Read the listing and extract each line that includes the word "this".
# START OF Data lines
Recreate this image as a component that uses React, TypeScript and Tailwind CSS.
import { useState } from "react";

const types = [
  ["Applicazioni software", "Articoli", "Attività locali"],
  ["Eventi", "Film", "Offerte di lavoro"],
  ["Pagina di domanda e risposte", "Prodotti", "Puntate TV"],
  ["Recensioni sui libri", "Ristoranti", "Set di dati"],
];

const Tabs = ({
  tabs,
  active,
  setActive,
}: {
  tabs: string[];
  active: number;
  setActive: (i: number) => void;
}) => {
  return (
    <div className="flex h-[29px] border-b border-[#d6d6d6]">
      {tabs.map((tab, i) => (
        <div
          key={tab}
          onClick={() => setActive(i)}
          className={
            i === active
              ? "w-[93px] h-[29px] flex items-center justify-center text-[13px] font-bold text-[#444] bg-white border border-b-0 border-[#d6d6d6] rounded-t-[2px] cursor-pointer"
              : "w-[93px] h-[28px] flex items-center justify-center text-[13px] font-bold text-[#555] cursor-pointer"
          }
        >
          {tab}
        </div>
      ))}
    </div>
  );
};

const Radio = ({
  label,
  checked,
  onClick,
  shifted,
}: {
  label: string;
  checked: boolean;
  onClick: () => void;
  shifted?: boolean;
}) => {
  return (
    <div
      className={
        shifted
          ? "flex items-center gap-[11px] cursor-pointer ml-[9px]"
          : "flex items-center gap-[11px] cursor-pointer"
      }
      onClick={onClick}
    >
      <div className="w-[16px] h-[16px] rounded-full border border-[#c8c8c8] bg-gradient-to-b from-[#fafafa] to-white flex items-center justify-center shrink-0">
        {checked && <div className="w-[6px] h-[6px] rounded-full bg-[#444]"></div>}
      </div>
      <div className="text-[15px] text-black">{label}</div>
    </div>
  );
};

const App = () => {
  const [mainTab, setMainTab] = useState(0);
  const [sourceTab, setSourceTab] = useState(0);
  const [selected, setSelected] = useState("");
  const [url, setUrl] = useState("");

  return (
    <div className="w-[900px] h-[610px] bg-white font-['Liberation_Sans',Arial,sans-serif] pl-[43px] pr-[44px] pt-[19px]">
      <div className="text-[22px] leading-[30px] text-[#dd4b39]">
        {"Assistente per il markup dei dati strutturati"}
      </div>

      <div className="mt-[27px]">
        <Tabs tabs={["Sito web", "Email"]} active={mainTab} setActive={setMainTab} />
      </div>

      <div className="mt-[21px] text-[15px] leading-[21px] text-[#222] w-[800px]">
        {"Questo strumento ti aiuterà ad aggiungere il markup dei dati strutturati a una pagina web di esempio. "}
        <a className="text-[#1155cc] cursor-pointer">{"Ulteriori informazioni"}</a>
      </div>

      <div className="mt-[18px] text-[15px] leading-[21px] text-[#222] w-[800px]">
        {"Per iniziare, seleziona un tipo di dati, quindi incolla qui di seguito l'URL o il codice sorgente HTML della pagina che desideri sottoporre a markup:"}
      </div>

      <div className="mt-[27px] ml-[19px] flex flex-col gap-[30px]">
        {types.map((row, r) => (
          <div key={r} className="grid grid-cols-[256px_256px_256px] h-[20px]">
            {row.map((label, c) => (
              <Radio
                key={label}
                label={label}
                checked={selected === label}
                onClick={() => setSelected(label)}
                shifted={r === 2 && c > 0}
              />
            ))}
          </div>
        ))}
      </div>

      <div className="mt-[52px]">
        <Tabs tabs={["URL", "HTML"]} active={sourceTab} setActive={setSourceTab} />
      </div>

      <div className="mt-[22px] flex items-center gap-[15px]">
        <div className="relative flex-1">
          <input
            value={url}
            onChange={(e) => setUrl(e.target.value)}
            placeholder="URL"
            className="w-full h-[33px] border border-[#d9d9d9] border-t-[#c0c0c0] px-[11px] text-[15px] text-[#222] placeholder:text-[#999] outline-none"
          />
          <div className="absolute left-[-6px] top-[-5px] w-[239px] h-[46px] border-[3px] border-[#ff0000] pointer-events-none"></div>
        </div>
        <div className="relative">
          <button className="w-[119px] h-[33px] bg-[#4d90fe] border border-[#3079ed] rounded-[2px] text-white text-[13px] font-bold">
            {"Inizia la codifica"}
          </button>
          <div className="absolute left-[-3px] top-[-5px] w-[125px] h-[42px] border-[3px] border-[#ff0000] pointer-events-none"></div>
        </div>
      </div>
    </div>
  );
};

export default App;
# END OF Data lines
# START OF Data lines
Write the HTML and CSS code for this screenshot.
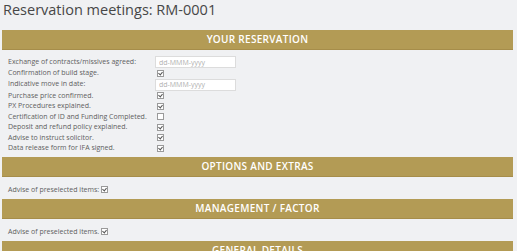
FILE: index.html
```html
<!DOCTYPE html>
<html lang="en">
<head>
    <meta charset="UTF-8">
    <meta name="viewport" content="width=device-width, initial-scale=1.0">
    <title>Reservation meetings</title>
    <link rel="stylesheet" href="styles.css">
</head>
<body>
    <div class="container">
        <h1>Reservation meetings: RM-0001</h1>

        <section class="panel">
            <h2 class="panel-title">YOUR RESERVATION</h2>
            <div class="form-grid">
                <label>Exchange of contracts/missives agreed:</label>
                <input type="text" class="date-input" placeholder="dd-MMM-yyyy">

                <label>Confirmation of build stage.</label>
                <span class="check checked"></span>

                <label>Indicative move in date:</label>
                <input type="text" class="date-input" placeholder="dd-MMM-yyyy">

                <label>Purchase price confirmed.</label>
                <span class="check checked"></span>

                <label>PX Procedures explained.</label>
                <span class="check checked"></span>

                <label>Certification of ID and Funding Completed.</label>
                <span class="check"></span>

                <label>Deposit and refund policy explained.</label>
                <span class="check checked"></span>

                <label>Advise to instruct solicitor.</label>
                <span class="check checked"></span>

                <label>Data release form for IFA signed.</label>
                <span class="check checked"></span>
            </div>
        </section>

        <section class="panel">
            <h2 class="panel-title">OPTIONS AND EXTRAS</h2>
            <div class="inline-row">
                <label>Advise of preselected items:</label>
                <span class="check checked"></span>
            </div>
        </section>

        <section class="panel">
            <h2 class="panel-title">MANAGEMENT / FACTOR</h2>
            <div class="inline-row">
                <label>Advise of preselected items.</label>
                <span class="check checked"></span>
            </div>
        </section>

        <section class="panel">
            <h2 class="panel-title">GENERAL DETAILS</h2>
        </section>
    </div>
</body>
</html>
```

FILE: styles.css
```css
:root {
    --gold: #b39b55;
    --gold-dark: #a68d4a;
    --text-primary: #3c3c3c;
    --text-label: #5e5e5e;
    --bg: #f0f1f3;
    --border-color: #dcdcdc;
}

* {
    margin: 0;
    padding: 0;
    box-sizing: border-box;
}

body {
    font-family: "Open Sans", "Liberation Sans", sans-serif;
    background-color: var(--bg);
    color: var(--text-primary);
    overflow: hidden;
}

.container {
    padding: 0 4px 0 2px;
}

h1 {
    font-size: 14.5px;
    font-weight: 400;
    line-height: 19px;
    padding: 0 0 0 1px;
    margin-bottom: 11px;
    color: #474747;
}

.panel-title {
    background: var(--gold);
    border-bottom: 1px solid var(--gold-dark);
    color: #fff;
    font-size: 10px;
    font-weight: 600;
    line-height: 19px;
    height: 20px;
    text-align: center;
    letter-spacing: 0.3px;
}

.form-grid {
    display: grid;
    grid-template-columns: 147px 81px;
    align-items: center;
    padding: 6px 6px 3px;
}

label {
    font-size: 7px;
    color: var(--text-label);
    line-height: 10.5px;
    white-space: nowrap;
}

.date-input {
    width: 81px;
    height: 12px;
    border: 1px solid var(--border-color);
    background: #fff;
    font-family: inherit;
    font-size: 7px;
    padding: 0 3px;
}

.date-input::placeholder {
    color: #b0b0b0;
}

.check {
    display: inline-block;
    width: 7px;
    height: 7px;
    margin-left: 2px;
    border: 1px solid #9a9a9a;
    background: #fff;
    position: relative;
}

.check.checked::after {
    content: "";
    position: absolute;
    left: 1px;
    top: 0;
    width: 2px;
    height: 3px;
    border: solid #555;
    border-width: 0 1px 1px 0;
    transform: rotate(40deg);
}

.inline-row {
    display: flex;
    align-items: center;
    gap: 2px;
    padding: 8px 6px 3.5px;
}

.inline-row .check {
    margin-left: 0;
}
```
# END OF Data lines
(Problem solution)
Recreate this image as a component that uses React, TypeScript and Tailwind CSS.
Write the HTML and CSS code for this screenshot.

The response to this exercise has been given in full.